» What the task asks: Find each line containing the word "this" and report how many there are. Add nothing else.

---------------

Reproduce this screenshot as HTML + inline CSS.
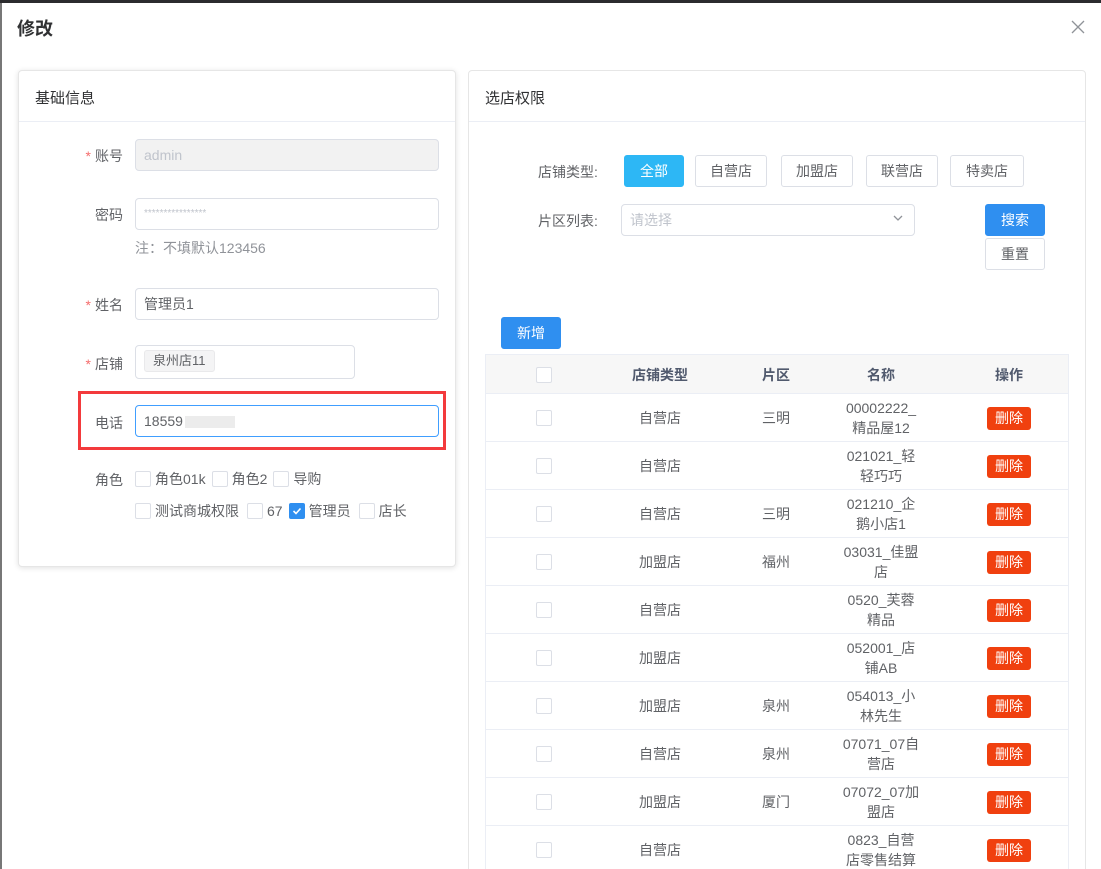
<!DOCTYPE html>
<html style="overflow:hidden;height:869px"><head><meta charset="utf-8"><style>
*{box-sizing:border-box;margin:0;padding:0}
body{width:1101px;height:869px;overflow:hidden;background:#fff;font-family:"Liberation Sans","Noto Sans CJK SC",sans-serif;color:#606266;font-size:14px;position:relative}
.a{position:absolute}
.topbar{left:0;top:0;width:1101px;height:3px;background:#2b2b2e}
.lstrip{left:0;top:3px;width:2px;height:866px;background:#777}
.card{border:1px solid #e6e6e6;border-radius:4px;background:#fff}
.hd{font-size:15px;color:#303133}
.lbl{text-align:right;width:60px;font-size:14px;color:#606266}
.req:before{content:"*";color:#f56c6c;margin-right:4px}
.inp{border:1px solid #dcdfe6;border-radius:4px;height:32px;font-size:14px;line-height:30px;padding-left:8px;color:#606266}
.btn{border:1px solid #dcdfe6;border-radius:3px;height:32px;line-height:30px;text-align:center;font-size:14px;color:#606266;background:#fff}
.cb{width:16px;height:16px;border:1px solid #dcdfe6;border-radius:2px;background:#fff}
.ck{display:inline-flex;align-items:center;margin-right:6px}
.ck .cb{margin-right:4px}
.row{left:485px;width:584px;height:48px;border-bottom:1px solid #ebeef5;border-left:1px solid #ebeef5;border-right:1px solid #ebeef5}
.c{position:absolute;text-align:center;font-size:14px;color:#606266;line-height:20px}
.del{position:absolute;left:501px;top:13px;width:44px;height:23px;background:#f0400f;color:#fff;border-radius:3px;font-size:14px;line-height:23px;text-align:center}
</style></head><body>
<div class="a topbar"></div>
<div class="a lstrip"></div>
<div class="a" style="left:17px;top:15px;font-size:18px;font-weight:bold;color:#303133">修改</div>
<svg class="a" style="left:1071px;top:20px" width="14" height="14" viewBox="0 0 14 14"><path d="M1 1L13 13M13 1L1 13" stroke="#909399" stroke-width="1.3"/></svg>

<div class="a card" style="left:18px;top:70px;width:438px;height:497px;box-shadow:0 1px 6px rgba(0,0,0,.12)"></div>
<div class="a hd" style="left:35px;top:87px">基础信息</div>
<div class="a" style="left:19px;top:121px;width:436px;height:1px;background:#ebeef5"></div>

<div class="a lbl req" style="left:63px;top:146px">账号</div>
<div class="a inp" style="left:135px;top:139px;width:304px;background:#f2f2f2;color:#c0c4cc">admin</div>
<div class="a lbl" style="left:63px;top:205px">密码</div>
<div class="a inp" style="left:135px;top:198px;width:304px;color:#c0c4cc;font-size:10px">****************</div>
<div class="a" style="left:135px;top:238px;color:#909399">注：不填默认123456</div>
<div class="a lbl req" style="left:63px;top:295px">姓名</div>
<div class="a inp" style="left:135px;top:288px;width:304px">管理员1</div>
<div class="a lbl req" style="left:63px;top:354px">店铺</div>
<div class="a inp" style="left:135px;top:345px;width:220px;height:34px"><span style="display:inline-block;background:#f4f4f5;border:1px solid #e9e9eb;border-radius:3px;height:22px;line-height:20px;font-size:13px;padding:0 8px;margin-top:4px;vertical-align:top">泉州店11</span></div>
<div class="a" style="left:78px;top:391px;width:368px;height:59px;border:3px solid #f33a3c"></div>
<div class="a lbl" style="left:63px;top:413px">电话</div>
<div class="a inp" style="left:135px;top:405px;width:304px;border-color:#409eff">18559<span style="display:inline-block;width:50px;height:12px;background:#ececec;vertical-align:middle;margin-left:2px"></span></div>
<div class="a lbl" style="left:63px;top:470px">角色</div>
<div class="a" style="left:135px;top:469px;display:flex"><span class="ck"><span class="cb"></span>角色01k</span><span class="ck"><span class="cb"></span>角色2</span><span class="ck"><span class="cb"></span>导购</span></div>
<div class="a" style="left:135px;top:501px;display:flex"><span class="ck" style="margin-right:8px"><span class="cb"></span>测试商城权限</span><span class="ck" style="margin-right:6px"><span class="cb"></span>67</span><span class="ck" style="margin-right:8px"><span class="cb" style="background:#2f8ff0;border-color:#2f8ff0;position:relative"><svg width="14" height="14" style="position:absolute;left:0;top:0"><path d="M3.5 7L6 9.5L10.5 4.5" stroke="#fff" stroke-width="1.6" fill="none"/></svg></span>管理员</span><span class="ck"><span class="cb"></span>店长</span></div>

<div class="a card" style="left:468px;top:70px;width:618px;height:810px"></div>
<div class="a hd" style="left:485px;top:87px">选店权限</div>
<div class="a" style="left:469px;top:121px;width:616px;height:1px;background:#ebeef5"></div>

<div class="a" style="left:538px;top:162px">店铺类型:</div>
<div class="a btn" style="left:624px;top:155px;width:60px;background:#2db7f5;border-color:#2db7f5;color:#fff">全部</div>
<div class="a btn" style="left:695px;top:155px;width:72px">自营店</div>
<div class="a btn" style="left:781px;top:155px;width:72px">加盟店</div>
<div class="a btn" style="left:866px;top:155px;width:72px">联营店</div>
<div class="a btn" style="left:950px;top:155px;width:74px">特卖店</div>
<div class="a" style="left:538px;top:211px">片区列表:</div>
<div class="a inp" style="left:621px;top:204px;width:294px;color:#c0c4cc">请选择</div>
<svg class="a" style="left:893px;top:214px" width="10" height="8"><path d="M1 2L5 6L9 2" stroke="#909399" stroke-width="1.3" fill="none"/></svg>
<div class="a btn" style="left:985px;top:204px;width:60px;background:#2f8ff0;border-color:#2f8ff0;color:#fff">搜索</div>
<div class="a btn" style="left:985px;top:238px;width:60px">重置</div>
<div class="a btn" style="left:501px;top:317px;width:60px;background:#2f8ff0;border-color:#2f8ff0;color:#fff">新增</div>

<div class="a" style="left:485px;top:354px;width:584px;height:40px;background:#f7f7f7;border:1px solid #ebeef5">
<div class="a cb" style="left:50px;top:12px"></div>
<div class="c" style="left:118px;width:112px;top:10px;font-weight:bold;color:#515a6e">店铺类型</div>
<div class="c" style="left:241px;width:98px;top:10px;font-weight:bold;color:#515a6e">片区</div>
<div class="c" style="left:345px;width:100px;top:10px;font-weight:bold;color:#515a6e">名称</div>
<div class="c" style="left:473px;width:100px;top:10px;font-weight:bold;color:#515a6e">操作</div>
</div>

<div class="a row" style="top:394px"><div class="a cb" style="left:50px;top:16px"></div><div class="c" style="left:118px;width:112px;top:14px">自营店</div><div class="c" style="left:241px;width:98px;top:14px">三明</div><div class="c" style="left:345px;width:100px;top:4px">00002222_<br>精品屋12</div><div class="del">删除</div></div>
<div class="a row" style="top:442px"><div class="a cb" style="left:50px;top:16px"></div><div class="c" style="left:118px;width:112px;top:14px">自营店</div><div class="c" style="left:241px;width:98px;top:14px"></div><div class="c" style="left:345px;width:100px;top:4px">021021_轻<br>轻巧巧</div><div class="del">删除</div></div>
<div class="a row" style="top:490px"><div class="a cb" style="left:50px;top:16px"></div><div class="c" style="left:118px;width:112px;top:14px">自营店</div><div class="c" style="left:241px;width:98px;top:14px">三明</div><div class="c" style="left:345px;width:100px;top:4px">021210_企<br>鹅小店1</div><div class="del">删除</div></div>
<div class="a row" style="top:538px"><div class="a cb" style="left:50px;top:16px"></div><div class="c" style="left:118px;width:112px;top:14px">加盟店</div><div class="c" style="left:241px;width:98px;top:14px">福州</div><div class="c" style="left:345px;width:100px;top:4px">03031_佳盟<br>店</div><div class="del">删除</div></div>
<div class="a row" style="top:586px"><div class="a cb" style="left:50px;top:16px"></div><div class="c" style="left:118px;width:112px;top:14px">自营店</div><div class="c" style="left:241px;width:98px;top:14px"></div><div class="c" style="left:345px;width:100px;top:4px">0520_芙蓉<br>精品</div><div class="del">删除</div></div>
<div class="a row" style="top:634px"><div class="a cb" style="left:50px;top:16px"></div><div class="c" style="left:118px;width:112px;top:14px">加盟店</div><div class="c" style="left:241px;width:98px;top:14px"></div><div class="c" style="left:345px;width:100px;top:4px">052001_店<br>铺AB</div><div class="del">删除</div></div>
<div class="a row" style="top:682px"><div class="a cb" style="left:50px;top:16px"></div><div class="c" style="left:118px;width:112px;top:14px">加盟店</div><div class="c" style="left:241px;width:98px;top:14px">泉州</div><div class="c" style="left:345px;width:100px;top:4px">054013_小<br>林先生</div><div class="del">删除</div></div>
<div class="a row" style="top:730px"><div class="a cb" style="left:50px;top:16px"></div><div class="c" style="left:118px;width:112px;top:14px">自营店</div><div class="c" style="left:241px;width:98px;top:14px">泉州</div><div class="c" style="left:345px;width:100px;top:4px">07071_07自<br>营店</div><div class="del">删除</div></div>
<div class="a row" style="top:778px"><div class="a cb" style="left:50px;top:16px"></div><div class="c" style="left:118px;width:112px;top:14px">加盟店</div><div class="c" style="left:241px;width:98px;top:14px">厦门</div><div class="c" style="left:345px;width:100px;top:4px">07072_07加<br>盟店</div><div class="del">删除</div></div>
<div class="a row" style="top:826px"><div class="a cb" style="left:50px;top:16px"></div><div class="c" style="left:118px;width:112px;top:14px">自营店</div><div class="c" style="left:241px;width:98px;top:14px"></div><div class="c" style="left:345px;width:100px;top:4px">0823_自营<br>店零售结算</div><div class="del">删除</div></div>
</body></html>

---------------

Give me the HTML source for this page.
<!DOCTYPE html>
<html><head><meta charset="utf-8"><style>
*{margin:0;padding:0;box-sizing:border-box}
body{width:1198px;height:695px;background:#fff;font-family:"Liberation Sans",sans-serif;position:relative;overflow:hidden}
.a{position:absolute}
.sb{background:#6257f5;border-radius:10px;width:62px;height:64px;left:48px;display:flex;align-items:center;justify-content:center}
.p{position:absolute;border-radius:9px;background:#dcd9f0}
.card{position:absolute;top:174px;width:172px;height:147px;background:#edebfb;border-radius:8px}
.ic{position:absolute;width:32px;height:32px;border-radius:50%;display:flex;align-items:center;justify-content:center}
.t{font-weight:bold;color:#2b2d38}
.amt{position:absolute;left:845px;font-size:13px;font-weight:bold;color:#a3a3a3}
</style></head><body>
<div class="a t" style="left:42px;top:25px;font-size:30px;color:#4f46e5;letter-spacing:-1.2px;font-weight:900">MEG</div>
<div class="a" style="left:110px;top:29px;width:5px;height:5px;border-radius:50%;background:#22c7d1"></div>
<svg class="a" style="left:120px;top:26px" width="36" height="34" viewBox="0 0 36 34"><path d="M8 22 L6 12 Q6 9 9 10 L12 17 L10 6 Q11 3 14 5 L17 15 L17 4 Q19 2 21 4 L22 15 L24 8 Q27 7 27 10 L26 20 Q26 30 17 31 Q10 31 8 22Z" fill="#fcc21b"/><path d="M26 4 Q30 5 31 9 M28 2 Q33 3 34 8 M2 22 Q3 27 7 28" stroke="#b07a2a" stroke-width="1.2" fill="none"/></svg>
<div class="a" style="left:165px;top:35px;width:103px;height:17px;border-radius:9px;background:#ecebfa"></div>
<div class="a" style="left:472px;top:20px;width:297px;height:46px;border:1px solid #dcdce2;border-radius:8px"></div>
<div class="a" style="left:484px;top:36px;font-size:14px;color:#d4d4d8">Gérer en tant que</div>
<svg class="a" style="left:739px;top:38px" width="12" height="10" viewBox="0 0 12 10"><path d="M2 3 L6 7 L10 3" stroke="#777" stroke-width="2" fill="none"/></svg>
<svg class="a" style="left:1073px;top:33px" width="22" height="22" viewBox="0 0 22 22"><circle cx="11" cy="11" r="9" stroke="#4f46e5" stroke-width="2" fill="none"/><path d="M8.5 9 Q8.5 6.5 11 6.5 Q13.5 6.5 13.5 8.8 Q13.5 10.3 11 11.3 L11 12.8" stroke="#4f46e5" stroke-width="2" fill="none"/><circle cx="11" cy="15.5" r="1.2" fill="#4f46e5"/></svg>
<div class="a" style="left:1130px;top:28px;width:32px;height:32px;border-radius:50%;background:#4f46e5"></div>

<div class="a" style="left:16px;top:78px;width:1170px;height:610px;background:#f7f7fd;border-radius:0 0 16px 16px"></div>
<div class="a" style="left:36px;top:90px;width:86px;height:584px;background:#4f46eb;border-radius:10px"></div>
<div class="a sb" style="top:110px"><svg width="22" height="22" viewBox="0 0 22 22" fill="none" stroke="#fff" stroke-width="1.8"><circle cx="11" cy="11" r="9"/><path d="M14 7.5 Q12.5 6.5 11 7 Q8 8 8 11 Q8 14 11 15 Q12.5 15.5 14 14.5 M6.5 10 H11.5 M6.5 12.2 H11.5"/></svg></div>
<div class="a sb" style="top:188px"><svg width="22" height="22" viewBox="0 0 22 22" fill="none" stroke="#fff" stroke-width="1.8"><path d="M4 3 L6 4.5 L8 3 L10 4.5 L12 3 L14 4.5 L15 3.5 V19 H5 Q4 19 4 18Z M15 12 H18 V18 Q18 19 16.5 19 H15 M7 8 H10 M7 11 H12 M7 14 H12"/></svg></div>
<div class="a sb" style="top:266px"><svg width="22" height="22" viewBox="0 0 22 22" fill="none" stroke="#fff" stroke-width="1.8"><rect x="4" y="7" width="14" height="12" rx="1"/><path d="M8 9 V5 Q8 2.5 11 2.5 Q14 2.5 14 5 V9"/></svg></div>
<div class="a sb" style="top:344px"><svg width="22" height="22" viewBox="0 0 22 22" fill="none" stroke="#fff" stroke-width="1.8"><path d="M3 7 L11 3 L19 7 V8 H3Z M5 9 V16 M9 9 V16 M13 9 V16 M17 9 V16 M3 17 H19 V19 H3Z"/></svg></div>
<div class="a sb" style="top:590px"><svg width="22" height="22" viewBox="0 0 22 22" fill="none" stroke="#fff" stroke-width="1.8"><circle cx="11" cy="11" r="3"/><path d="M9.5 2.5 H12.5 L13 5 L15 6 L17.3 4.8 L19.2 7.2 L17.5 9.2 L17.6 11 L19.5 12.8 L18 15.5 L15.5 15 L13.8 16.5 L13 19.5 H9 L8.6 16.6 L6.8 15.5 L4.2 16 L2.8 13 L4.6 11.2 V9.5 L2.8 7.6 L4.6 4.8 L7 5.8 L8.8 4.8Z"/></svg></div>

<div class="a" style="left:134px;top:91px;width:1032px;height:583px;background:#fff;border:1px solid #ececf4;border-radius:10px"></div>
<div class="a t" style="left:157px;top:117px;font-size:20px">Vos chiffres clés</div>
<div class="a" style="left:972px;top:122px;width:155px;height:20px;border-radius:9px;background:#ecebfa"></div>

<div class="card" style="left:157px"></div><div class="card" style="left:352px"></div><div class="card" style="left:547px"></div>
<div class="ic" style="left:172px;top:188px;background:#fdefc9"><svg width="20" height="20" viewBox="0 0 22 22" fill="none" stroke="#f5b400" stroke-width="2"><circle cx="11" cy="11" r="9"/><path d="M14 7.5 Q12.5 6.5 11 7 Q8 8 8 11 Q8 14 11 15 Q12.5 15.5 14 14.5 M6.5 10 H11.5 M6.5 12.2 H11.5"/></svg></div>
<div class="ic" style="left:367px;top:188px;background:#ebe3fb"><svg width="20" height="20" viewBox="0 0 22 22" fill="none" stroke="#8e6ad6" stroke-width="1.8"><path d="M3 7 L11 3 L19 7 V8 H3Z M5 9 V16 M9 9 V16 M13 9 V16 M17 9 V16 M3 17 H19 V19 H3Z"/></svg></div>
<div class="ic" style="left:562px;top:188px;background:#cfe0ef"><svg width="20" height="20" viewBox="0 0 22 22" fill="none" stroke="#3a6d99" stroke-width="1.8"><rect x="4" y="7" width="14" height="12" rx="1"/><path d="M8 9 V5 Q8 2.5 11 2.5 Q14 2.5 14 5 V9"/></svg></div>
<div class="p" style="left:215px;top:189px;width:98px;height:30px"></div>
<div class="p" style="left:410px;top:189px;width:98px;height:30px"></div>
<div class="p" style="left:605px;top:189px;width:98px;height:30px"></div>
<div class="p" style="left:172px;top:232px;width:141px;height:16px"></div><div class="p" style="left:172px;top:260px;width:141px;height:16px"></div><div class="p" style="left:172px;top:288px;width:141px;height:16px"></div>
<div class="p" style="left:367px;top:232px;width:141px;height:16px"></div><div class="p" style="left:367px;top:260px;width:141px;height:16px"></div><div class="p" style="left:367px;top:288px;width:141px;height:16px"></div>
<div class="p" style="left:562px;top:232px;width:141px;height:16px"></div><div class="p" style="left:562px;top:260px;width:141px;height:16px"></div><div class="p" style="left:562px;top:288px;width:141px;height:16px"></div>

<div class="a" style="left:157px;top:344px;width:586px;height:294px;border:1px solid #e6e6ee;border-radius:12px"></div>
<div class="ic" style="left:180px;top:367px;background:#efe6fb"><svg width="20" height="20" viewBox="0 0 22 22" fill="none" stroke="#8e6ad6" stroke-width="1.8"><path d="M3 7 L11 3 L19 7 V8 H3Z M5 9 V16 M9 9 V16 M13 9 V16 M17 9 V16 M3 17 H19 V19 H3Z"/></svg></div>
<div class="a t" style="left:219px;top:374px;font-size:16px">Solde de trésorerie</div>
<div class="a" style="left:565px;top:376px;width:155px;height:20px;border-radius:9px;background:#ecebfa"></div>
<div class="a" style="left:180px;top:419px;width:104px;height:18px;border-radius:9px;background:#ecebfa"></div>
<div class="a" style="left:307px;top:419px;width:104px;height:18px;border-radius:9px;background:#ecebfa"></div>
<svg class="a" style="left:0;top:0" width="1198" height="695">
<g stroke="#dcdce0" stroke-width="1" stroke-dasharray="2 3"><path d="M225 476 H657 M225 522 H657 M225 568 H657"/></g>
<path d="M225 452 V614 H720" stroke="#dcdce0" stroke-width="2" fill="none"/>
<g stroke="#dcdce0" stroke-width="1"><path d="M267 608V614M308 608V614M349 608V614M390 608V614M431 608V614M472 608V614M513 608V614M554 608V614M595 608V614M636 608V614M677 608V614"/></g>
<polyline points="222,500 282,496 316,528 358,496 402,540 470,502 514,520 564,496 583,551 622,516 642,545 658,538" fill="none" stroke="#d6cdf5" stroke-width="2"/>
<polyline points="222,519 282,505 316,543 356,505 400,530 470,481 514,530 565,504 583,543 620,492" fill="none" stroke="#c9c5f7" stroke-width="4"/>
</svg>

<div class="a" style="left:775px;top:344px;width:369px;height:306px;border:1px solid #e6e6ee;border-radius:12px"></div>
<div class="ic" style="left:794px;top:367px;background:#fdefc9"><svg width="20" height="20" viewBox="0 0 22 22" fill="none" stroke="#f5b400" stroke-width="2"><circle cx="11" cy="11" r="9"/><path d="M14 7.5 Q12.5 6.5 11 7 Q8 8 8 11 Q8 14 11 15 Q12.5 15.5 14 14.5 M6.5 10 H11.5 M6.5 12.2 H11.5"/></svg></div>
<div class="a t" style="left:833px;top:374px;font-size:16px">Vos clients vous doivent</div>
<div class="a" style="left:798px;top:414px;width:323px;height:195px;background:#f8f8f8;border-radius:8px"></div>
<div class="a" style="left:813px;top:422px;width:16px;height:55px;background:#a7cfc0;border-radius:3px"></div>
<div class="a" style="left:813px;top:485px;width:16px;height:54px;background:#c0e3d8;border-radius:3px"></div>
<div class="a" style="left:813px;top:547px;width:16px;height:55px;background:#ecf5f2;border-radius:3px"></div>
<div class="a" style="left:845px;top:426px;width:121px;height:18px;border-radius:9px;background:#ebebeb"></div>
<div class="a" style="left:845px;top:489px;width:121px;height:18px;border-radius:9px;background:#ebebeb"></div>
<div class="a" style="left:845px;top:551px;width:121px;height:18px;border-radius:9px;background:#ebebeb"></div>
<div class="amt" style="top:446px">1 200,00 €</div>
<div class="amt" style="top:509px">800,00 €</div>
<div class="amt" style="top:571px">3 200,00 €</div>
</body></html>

---------------

» Right answer: 2